Okay, well, we have to remember Hilliard’s career is still in its infancy, but he did have a sort-of-hit on his hands with Harrad Summer leading to this . . . maybe if Steven was given a cast of better actors and comedians? And if this — being a “sex comedy” — had some actual (implied) sex or nudity? Ugh, Bob Dishy and Bill Dana (name a ’60s TV comedy), and Vito Scotti (name a ’60s comedy series that needed a Bela Lugosi-ham job), and a young Pat Morita just aren’t funny. No, the gag of Severn Darden’s (the Apes franchise) art collector walking around on his knees isn’t funny.
So, do we blame our TV movie god Steven Hilliard Stern for the out-dated, behind-the-times humor?
Blame Mickey Rose, the brains behind the early ’60s Sid Caesar Show, as responsible for the comedic faux pas. And let us not forget the abysmal failures to spin off Tim Conway, Dean Martin, and Jonathan Winters into their own, out-of-date-before-they-made-it-to-air, one-season variety series. But wait . . . this is the same Mickey Rose who gave an assist to Woody Allen with What’s Up, Tiger Lily?, Take the Money and Run, and Allen’s first, runaway hit, Bananas (1971)? It is the same Mickey Rose!

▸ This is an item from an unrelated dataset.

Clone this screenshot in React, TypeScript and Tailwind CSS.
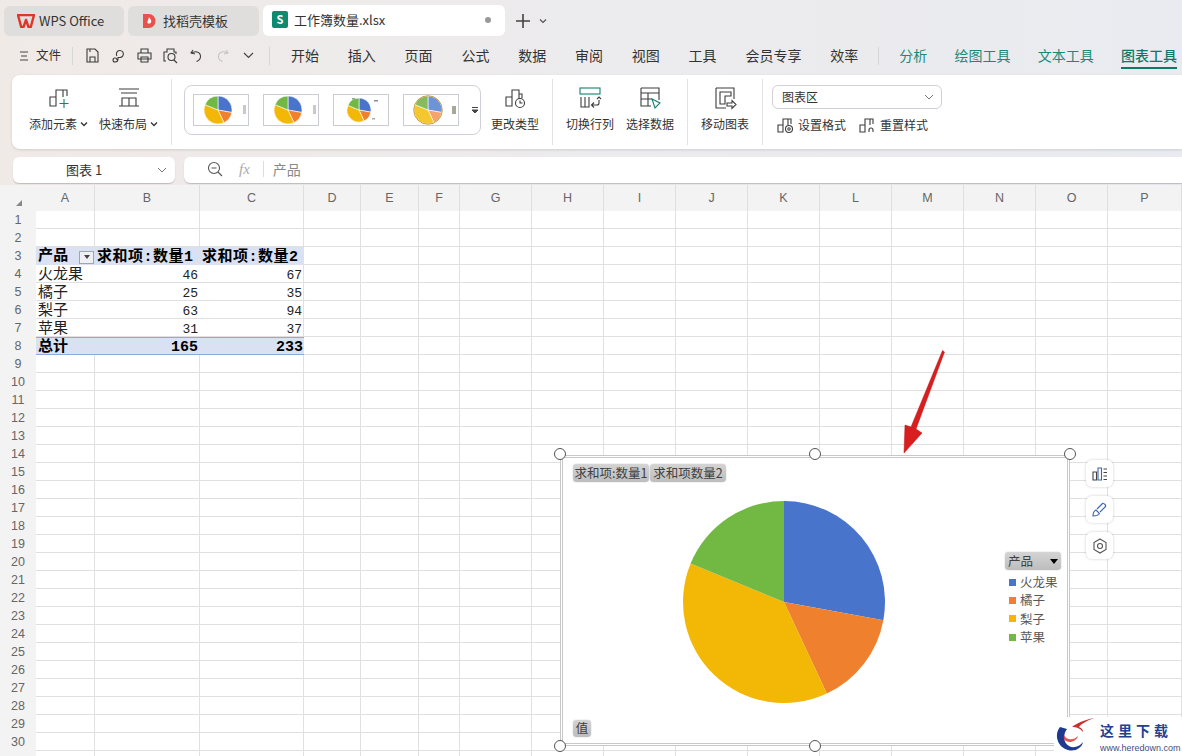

So, what happened with Rose’s spoof of ’40s mafia films: one that plays, not as a film of the ’70s, but as a zany, madcap ’60s comedy, à la 1963’s It’s a Mad, Mad, Mad, Mad World? But perhaps that was Rose’s scripting — and Stern’s — retro-intent? But who — in the post Vietnam ’70s — wants a zany, madcap ’60s throwback?
Was nothing learned from the failed Conway, Martin, and Winters TV series? Well, this sure as hell ain’t a Mel Brooks joint by any stretch of imaginary hopes. Maybe if Peter Sellers — who had to bow out due to a medical issue with his heart — remained as our hen-pecked, embezzler-cum-assassin?
So . . . Jordon Oliver (the awful Bob Dishy in the planned Sellers role) has been fired from his job for embezzlement. His wife wants a divorce. Now, Jordon decides on a insurance scam: take out a million dollar policy and bump off his rich wife (the never-hard-to-gaze-at Joanna Barnes of Spartacus and The Parent Trap). But that means she needs a medical examine — on the q.t. — so Jordon contracts a shady (and offensively-troped) doctor (a young Pat Morita) on the scam. Then, Jordon hires a hitman (Bill “Jose Jimenez” Dana, who, as with Tim Conway, leaves no wonder as to why he was stuck on TV for the remainder of his career). The comedy ensues as our lazy, inept hitman contracted another hitman. And its just goes on and on . . . and it gets sillier and sillier . . . and more groan-inducing with, what seems, the ad-libbed dopiness of desperate, no-longer-relevant comedians calling attention to themselves in an attempt to outdo the other . . . as the celluloid frames creak through the analog sprockets.
I mean, come on: one assassination attempt is by a-shark-in-the-swimming pool — complete with an “Acme Shark Rentals” truck at the curbside. And that’s after Dishy wears a chicken suit. And that’s after Dishy’s fakes a piano recital by way of a backstage dwarf (disguised as a daisy) on a mini-piano peckin’ off the classics. And Dishy’s awful, ongoing “Bogart” impression jokes. And on and on and on it goes . . . where it stops, nobody knows. Even at a meager one hour twenty-seven minutes, it’s still too long. No way Peter Sellers could have made this work. Never.
Ugh. Argh! What I do for you, Steven. What I do for you.
So, yeah. Cue the T.L.P Swicegood “Wah-Wah-waaaahhhhhhs” trombones from The Undertaker and his Pals, then file this madcap farce on the not-funny-words-on-a-dusty-shelf next to the analogous box office failures of Angel, Angel Down We Go, Myra Breckinridge, and Skidoo — as a celluloid curiosity to pick at on a lazy Sunday afternoon.
Eh, well . . . at least Mickey Rose wrote and directed the original slasher spoof, Student Bodies. So, without ol’ Mickey, we’d have no ’90s Scream spoofs, so there’s that to ponder. And you can ponder it all — for free — on You Tube. Sure, it’s over on Amazon Prime, EPIX, and Paramount +, but do you really want to waste your hard-earned dollars on this? Do ya’ really? No, do you?